* **Collected material**
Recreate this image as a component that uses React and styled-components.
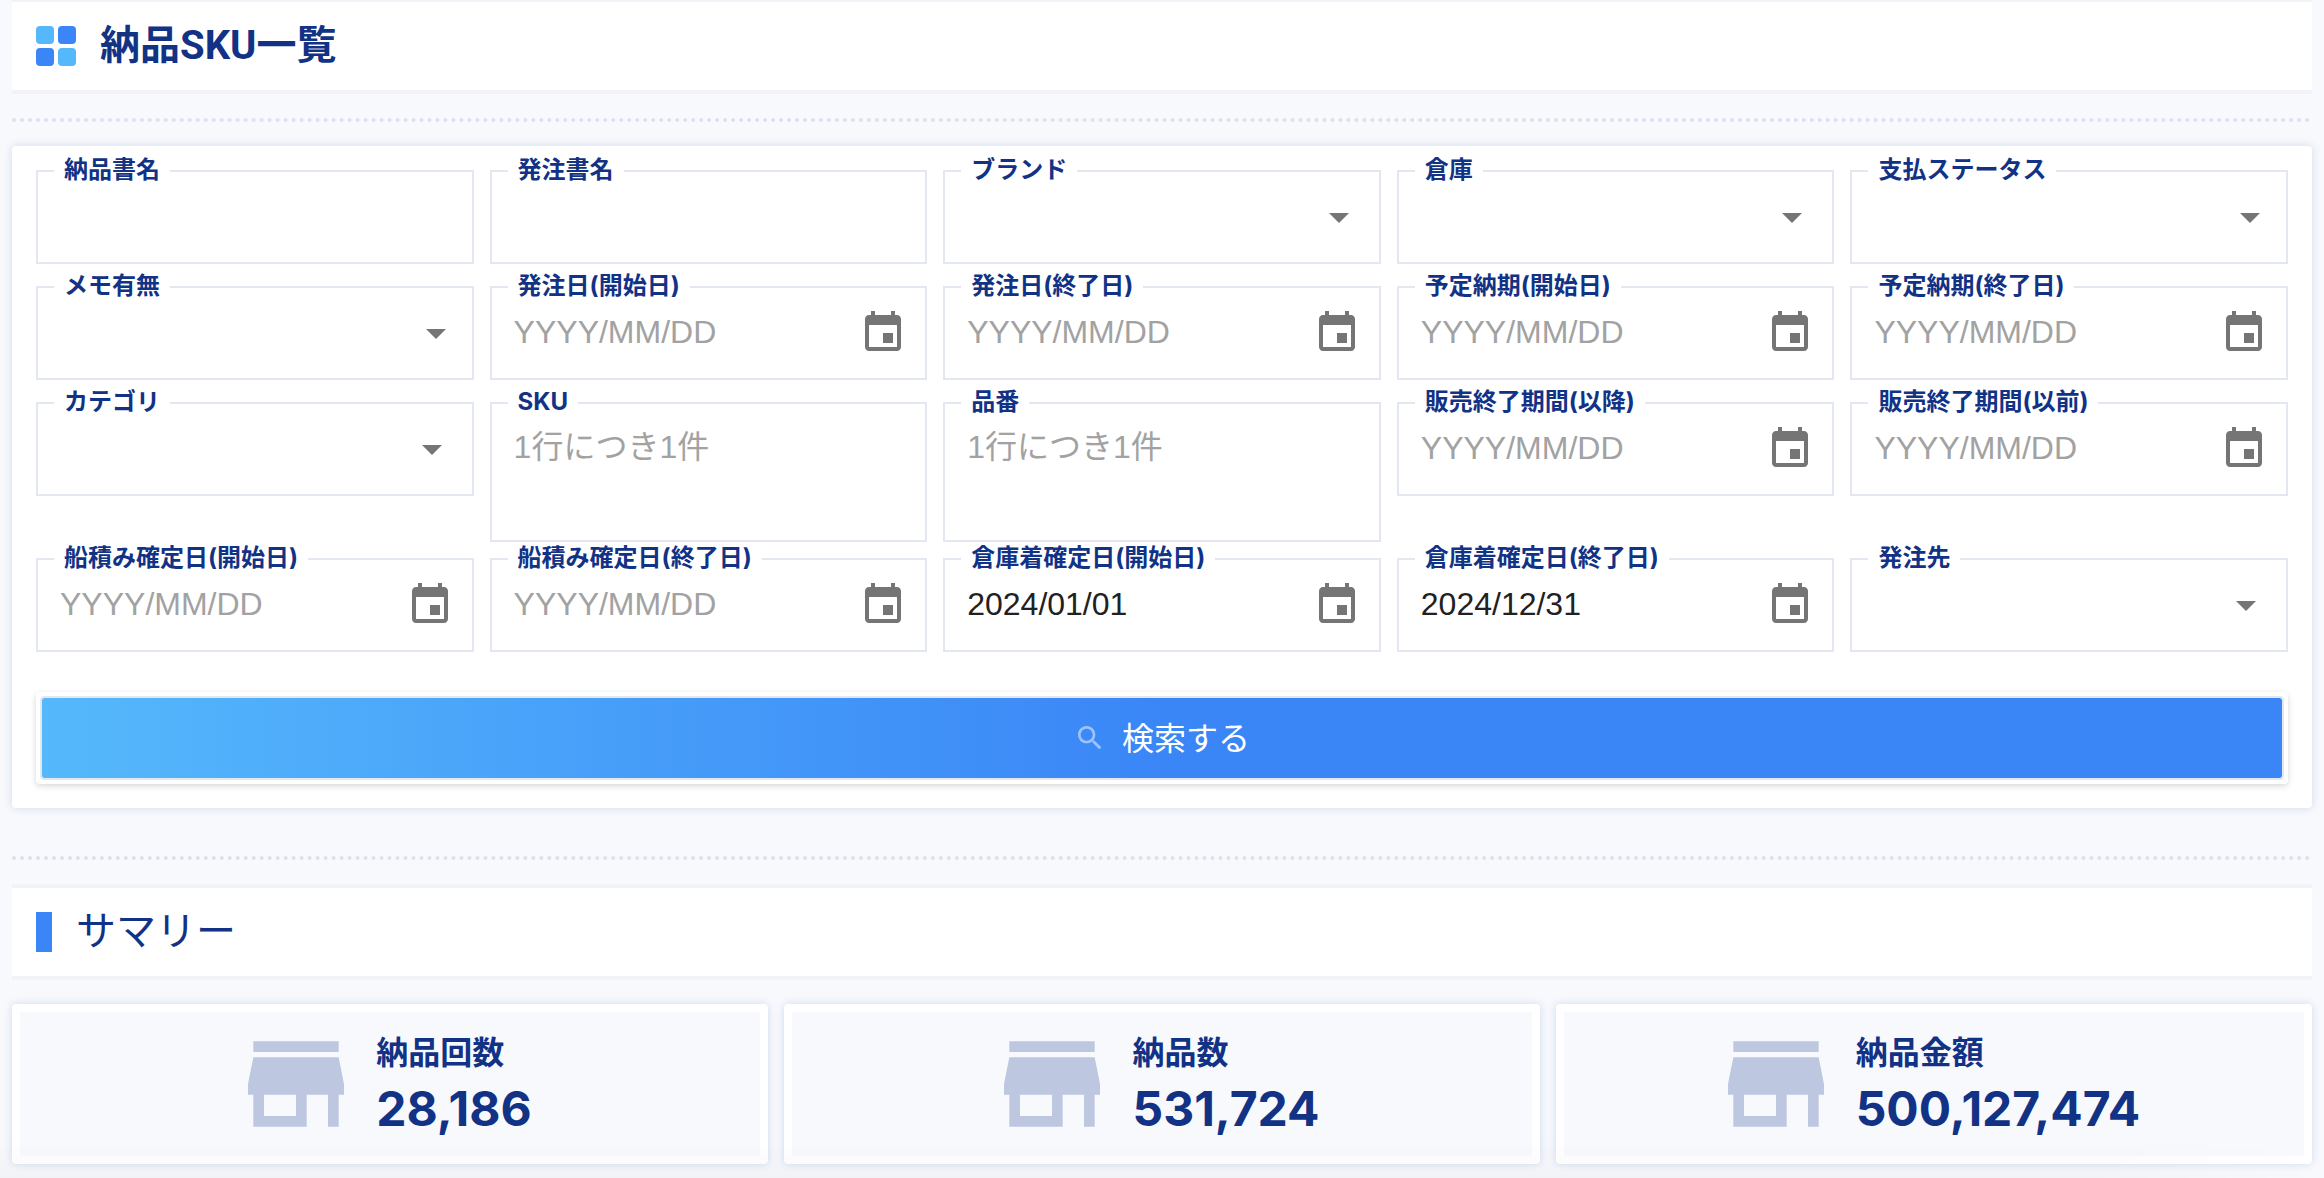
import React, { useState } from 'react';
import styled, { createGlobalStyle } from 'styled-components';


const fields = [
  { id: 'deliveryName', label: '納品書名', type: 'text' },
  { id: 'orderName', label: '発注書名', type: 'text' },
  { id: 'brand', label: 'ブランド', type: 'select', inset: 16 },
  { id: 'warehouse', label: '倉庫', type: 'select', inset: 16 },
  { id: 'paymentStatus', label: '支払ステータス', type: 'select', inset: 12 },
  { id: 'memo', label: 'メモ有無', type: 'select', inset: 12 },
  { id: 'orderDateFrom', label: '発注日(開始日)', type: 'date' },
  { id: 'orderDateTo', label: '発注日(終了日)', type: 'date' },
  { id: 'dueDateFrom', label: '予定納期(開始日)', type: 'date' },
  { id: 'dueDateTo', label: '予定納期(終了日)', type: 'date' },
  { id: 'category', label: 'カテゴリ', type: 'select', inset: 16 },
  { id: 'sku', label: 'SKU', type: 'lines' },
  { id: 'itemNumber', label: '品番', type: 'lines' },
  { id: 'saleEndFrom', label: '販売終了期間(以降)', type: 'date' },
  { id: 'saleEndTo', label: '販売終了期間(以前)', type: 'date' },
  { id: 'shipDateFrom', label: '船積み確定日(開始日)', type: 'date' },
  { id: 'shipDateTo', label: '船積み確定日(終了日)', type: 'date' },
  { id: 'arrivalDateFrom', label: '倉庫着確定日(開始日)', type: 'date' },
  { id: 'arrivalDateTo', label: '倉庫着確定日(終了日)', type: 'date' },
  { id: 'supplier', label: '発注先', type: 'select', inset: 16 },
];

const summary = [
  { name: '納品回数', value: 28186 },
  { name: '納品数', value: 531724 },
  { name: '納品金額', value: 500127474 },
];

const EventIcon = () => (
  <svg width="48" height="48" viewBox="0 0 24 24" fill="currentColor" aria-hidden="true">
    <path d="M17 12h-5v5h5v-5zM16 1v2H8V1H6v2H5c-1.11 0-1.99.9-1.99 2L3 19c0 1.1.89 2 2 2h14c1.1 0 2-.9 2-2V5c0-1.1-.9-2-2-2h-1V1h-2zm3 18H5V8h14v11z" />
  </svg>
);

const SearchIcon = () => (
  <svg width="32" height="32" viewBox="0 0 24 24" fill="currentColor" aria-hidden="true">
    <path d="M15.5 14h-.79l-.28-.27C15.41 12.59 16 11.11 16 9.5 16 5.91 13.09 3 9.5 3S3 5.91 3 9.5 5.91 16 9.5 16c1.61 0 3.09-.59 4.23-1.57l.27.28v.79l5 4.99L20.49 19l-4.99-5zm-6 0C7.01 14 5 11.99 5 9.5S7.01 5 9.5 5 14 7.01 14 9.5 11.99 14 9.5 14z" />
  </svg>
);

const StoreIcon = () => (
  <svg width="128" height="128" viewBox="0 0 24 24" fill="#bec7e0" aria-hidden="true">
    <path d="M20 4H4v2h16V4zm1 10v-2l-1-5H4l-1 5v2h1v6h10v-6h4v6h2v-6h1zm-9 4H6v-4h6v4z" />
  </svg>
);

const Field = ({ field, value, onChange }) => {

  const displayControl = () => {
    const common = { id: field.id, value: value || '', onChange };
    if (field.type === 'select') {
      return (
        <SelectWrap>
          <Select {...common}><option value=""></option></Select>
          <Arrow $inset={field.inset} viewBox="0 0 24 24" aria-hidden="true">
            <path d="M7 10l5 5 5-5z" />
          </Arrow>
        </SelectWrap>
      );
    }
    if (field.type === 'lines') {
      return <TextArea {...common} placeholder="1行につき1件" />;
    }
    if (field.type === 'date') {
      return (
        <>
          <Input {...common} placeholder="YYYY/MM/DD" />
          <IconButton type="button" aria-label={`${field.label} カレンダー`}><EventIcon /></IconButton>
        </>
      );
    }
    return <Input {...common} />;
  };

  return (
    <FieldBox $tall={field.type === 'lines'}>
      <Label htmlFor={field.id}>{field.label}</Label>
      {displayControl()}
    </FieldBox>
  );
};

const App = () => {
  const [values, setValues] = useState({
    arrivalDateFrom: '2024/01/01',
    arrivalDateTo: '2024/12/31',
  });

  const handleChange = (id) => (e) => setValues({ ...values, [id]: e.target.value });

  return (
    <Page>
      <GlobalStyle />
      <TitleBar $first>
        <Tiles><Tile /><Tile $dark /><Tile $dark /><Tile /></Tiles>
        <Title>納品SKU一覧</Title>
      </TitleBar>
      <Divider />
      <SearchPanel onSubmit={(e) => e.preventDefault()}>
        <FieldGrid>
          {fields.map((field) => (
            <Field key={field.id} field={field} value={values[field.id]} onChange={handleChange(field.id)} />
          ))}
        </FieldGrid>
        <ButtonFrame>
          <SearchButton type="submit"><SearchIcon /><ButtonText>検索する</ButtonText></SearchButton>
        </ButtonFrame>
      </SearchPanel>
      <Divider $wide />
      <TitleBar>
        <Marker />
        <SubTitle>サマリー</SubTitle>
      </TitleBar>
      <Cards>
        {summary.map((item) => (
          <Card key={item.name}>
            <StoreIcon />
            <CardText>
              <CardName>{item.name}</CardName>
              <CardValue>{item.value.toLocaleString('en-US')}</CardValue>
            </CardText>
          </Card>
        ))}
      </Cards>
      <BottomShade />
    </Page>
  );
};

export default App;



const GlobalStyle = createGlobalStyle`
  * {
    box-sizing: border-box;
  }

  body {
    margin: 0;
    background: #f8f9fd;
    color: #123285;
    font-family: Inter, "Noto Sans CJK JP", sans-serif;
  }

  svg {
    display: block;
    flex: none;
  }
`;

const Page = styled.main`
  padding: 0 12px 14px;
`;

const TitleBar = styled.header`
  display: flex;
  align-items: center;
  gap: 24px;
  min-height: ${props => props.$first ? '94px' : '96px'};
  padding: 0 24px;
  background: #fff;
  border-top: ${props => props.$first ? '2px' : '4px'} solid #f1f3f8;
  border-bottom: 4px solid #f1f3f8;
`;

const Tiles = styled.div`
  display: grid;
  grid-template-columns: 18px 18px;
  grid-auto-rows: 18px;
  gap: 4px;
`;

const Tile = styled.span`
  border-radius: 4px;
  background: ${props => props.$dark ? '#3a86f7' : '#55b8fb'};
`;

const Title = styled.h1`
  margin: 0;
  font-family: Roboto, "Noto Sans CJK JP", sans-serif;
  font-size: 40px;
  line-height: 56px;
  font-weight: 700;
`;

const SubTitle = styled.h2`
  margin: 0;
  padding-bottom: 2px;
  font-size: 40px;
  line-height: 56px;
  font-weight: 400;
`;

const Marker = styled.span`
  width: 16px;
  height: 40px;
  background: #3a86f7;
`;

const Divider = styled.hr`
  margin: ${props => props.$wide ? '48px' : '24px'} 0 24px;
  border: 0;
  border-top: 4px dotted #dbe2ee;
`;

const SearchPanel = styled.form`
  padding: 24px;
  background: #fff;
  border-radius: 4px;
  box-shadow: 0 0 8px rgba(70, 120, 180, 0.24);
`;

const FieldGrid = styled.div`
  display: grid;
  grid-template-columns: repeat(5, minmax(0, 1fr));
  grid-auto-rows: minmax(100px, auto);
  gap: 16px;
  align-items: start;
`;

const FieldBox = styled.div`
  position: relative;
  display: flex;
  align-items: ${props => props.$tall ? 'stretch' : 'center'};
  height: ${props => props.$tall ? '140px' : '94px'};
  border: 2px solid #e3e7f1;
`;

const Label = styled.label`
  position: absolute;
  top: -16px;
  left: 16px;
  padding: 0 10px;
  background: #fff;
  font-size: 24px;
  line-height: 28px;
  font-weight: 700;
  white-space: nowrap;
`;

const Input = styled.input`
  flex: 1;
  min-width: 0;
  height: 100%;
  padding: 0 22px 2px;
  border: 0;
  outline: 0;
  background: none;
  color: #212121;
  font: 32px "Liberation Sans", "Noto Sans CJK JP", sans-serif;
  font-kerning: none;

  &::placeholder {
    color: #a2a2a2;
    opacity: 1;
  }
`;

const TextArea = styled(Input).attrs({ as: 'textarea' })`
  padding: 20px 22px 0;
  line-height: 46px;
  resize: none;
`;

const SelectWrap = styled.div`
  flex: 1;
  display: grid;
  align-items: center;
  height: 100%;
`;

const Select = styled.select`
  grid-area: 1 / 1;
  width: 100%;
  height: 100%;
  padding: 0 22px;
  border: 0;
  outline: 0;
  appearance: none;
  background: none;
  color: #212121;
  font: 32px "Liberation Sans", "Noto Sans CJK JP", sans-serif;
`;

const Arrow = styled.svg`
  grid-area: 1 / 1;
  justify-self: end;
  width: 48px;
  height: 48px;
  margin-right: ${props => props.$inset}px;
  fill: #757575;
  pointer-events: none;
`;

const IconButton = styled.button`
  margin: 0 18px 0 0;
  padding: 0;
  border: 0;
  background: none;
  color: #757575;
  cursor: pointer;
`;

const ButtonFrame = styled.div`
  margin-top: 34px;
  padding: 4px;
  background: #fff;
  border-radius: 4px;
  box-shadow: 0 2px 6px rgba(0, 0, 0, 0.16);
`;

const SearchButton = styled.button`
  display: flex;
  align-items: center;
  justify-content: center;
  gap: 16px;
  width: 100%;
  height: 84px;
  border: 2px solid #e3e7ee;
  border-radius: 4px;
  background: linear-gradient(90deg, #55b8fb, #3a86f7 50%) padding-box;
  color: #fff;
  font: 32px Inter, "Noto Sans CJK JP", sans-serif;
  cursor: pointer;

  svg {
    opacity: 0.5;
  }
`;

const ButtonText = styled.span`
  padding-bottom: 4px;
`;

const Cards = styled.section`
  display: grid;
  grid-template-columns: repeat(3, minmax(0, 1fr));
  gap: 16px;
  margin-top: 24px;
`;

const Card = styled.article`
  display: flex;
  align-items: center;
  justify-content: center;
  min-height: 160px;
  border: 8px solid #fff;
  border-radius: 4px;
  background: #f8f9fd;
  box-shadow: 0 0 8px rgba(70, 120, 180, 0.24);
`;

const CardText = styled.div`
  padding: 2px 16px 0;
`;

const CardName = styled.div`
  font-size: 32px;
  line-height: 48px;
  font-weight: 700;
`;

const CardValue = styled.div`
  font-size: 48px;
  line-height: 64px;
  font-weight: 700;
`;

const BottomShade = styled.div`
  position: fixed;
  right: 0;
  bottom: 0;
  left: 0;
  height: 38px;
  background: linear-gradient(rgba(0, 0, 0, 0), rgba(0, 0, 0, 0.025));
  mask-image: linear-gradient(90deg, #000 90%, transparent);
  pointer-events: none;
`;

* **The request**
Show all lines from the listing above in which "image" appears.

* **Answer to this task**
Recreate this image as a component that uses React and styled-components.
  mask-image: linear-gradient(90deg, #000 90%, transparent);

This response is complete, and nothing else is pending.